====== DATA EXCERPT ======

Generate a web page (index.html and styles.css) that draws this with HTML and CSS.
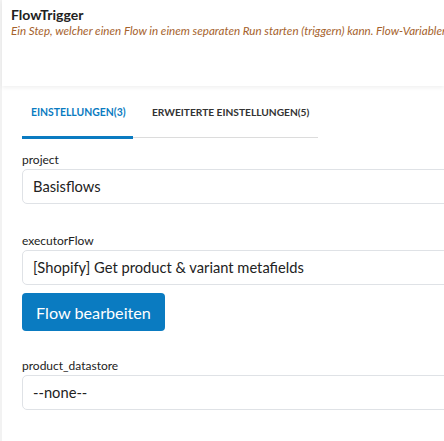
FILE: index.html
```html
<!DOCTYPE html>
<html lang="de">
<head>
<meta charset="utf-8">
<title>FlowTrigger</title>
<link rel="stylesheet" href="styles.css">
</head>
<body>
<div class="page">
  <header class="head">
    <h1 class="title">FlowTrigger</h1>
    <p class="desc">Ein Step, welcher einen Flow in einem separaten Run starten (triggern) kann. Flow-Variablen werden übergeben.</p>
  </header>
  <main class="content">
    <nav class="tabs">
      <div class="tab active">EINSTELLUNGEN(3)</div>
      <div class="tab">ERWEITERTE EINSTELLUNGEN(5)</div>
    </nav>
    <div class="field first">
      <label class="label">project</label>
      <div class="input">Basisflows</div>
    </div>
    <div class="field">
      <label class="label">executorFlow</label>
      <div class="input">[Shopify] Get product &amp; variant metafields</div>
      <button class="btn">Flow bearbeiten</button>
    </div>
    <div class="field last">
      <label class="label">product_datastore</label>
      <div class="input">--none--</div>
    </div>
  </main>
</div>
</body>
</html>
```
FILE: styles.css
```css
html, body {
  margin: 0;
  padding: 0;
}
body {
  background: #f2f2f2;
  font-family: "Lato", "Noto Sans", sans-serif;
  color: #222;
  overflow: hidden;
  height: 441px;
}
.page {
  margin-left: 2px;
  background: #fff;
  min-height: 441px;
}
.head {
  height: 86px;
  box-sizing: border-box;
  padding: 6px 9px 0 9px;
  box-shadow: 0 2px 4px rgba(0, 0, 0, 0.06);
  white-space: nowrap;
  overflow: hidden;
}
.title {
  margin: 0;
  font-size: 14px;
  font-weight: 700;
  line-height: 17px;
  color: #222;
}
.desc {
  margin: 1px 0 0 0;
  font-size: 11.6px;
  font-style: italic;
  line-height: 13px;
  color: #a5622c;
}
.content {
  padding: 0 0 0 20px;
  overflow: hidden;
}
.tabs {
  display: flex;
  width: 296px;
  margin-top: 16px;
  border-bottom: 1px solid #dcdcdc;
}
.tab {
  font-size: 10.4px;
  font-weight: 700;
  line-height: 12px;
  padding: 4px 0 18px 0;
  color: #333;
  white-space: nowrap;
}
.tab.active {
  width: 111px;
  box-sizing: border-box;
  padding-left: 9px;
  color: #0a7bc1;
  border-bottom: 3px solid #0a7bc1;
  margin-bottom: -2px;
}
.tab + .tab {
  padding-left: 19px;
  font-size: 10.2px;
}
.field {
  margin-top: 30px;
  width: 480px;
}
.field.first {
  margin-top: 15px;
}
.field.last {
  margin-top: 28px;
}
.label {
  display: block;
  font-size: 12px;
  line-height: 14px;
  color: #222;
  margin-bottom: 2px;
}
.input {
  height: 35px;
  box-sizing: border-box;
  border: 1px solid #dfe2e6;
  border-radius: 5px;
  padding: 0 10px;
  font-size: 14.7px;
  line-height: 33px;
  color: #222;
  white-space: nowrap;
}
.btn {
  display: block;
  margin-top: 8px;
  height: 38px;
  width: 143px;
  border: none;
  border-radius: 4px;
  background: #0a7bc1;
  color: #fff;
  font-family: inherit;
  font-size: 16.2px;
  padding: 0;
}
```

======

_EXERCISE AIM_:
Omit the pictures, and quote the material above exactly as given.

_SOLUTION TO THIS TASK_:
Generate a web page (index.html and styles.css) that draws this with HTML and CSS.
FILE: index.html
```html
<!DOCTYPE html>
<html lang="de">
<head>
<meta charset="utf-8">
<title>FlowTrigger</title>
<link rel="stylesheet" href="styles.css">
</head>
<body>
<div class="page">
  <header class="head">
    <h1 class="title">FlowTrigger</h1>
    <p class="desc">Ein Step, welcher einen Flow in einem separaten Run starten (triggern) kann. Flow-Variablen werden übergeben.</p>
  </header>
  <main class="content">
    <nav class="tabs">
      <div class="tab active">EINSTELLUNGEN(3)</div>
      <div class="tab">ERWEITERTE EINSTELLUNGEN(5)</div>
    </nav>
    <div class="field first">
      <label class="label">project</label>
      <div class="input">Basisflows</div>
    </div>
    <div class="field">
      <label class="label">executorFlow</label>
      <div class="input">[Shopify] Get product &amp; variant metafields</div>
      <button class="btn">Flow bearbeiten</button>
    </div>
    <div class="field last">
      <label class="label">product_datastore</label>
      <div class="input">--none--</div>
    </div>
  </main>
</div>
</body>
</html>
```
FILE: styles.css
```css
html, body {
  margin: 0;
  padding: 0;
}
body {
  background: #f2f2f2;
  font-family: "Lato", "Noto Sans", sans-serif;
  color: #222;
  overflow: hidden;
  height: 441px;
}
.page {
  margin-left: 2px;
  background: #fff;
  min-height: 441px;
}
.head {
  height: 86px;
  box-sizing: border-box;
  padding: 6px 9px 0 9px;
  box-shadow: 0 2px 4px rgba(0, 0, 0, 0.06);
  white-space: nowrap;
  overflow: hidden;
}
.title {
  margin: 0;
  font-size: 14px;
  font-weight: 700;
  line-height: 17px;
  color: #222;
}
.desc {
  margin: 1px 0 0 0;
  font-size: 11.6px;
  font-style: italic;
  line-height: 13px;
  color: #a5622c;
}
.content {
  padding: 0 0 0 20px;
  overflow: hidden;
}
.tabs {
  display: flex;
  width: 296px;
  margin-top: 16px;
  border-bottom: 1px solid #dcdcdc;
}
.tab {
  font-size: 10.4px;
  font-weight: 700;
  line-height: 12px;
  padding: 4px 0 18px 0;
  color: #333;
  white-space: nowrap;
}
.tab.active {
  width: 111px;
  box-sizing: border-box;
  padding-left: 9px;
  color: #0a7bc1;
  border-bottom: 3px solid #0a7bc1;
  margin-bottom: -2px;
}
.tab + .tab {
  padding-left: 19px;
  font-size: 10.2px;
}
.field {
  margin-top: 30px;
  width: 480px;
}
.field.first {
  margin-top: 15px;
}
.field.last {
  margin-top: 28px;
}
.label {
  display: block;
  font-size: 12px;
  line-height: 14px;
  color: #222;
  margin-bottom: 2px;
}
.input {
  height: 35px;
  box-sizing: border-box;
  border: 1px solid #dfe2e6;
  border-radius: 5px;
  padding: 0 10px;
  font-size: 14.7px;
  line-height: 33px;
  color: #222;
  white-space: nowrap;
}
.btn {
  display: block;
  margin-top: 8px;
  height: 38px;
  width: 143px;
  border: none;
  border-radius: 4px;
  background: #0a7bc1;
  color: #fff;
  font-family: inherit;
  font-size: 16.2px;
  padding: 0;
}
```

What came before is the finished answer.